Data modeling is a critical first step in defining the structure of available data, insuring against mistakes, and ultimately certifying actionable downstream results. Preparing a robust data model means knowing the process and its benefits, the various types of models, best practices, and the relevant software tools which are available.
What is data modeling?
Data modeling is the process of describing the structure, associations, and constraints relevant to available data, eventually encoding these rules into a reusable standard. From highlighting the most-critical high-level concepts underlying data from a stakeholders’ standpoint, to precisely documenting the contents, data types, and rules governing individual columns in a database, it is an integral part of the planning stage for any analytics deployment or business intelligence project.
Data modeling notations and techniques are often graphical and intended for clarity and portability; the resulting specifications can effectively be communicated across the levels of an organization, from engineers to managers to analysts, as well as clients or other businesses. The process itself inherently encourages discussion, collaboration, and careful consideration of the transformation of requirements to implemented data reality.
The creation and adherence to data modeling standards is recommended for a variety of applications — from integration and API development to the design of data repositories both on-premises and in the cloud (whether a single database, a data warehouse, a data mart, a data lake, etc.)
During this process, the emphasis is on the need for availability and organization of data, not how the data will be applied.
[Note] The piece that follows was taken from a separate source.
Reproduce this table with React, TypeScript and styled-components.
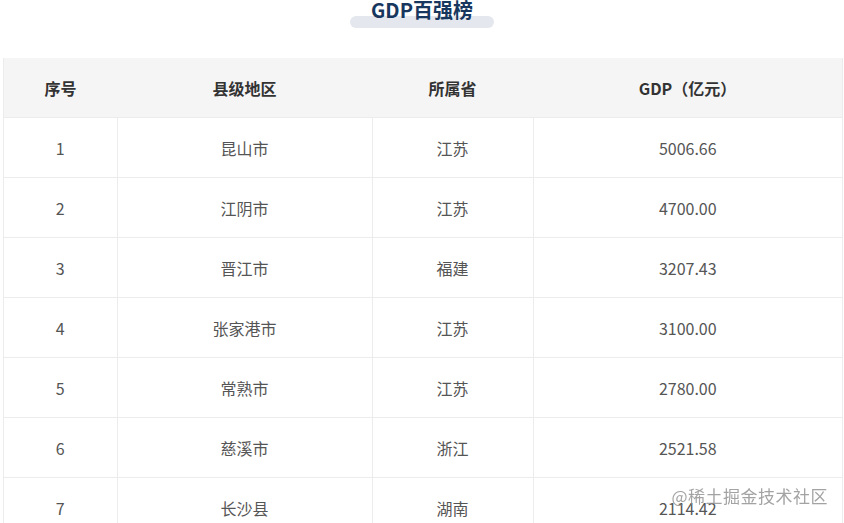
import React from 'react';
import styled, { createGlobalStyle } from 'styled-components';

interface Row {
  rank: number;
  county: string;
  province: string;
  gdp: string;
}

const rows: Row[] = [
  { rank: 1, county: '昆山市', province: '江苏', gdp: '5006.66' },
  { rank: 2, county: '江阴市', province: '江苏', gdp: '4700.00' },
  { rank: 3, county: '晋江市', province: '福建', gdp: '3207.43' },
  { rank: 4, county: '张家港市', province: '江苏', gdp: '3100.00' },
  { rank: 5, county: '常熟市', province: '江苏', gdp: '2780.00' },
  { rank: 6, county: '慈溪市', province: '浙江', gdp: '2521.58' },
  { rank: 7, county: '长沙县', province: '湖南', gdp: '2114.42' },
];

const GlobalStyle = createGlobalStyle`
  html, body {
    margin: 0;
    padding: 0;
    overflow: hidden;
    background: #fff;
  }
  body {
    font-family: "Noto Sans CJK SC", "Noto Sans", sans-serif;
  }
`;

const Page = styled.div`
  padding: 0 3px;
`;

const TitleBar = styled.div`
  height: 58px;
  display: flex;
  justify-content: center;
  align-items: flex-start;
`;

const Title = styled.h2`
  position: relative;
  z-index: 0;
  margin: 0;
  padding: 0 21px;
  font-size: 20px;
  line-height: 20px;
  font-weight: 700;
  color: #17375e;

  &::before {
    content: '';
    position: absolute;
    left: 0;
    right: 0;
    top: 16px;
    height: 12px;
    border-radius: 6px;
    background: #e4e8ee;
    z-index: -1;
  }
`;

const Table = styled.table`
  width: 838px;
  border-collapse: collapse;
  table-layout: fixed;
  border-left: 1px solid #ececec;
  border-right: 1px solid #ececec;
`;

const HeadCell = styled.th<{ w: number }>`
  width: ${(p) => p.w}px;
  height: 59px;
  padding: 0;
  background: #f5f5f5;
  color: #333;
  font-size: 16px;
  font-weight: 700;
  text-align: center;
  border-bottom: 1px solid #ececec;
`;

const Cell = styled.td`
  height: 59px;
  padding: 0;
  color: #555;
  font-size: 16px;
  text-align: center;
  border: 1px solid #ececec;
  border-top: none;

  &:first-child {
    border-left: none;
  }
  &:last-child {
    border-right: none;
  }
`;

const Watermark = styled.div`
  position: fixed;
  right: 16px;
  bottom: 15px;
  font-size: 17px;
  color: rgba(140, 140, 140, 0.8);
  letter-spacing: 0.5px;
  pointer-events: none;
`;

const App = () => {
  return (
    <>
      <GlobalStyle />
      <Page>
        <TitleBar>
          <Title>GDP百强榜</Title>
        </TitleBar>
        <Table>
          <thead>
            <tr>
              <HeadCell w={113}>序号</HeadCell>
              <HeadCell w={255}>县级地区</HeadCell>
              <HeadCell w={161}>所属省</HeadCell>
              <HeadCell w={309}>GDP（亿元）</HeadCell>
            </tr>
          </thead>
          <tbody>
            {rows.map((r) => (
              <tr key={r.rank}>
                <Cell>{r.rank}</Cell>
                <Cell>{r.county}</Cell>
                <Cell>{r.province}</Cell>
                <Cell>{r.gdp}</Cell>
              </tr>
            ))}
          </tbody>
        </Table>
      </Page>
      <Watermark>@稀土掘金技术社区</Watermark>
    </>
  );
};

export default App;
A data model, therefore, is the formal documentation of conventions for the management of a data resource and essentially a guide to implementation, usage, or extension of such a resource.
Why data modeling is important.
An effective data modelling procedure leads to better allocation of human and computational resources, anticipates issues before they arise, bolsters cross-functional communication, and enforces compliance (regulatory and internal) — all while guaranteeing underlying data quality, security, and accessibility.
At the business level, a completed data model makes an organization more responsive to change, lowers risks, and increases effectiveness — ultimately reducing costs.
At the engineering level, redundancy is minimized and systems naturally become easier to integrate, easier to interface with, and more compatible with each other.
Three types of data models.
There are three overarching types of data models which should be generated while planning an analytics project. Together they range from the most abstract to the most discrete of specifications, but each involves contribution from a distinct subset of stakeholders.
1. The conceptual data model.
First, the conceptual data model (sometimes called a conceptual schema) expresses initial requirements at a high level, and is agnostic of technologies or software. Here the general business scope (or domain) of the model is used as a launching point for discussion among process owners. Important classes in the data are selected and semantic relationships between them are described, all based on real-world instances which these classes represent.
Though these deliberations will typically involve managers and data architects, anyone should be able to understand the resulting model. The focus is on the business understanding of data — technical details are reserved for the following two modes.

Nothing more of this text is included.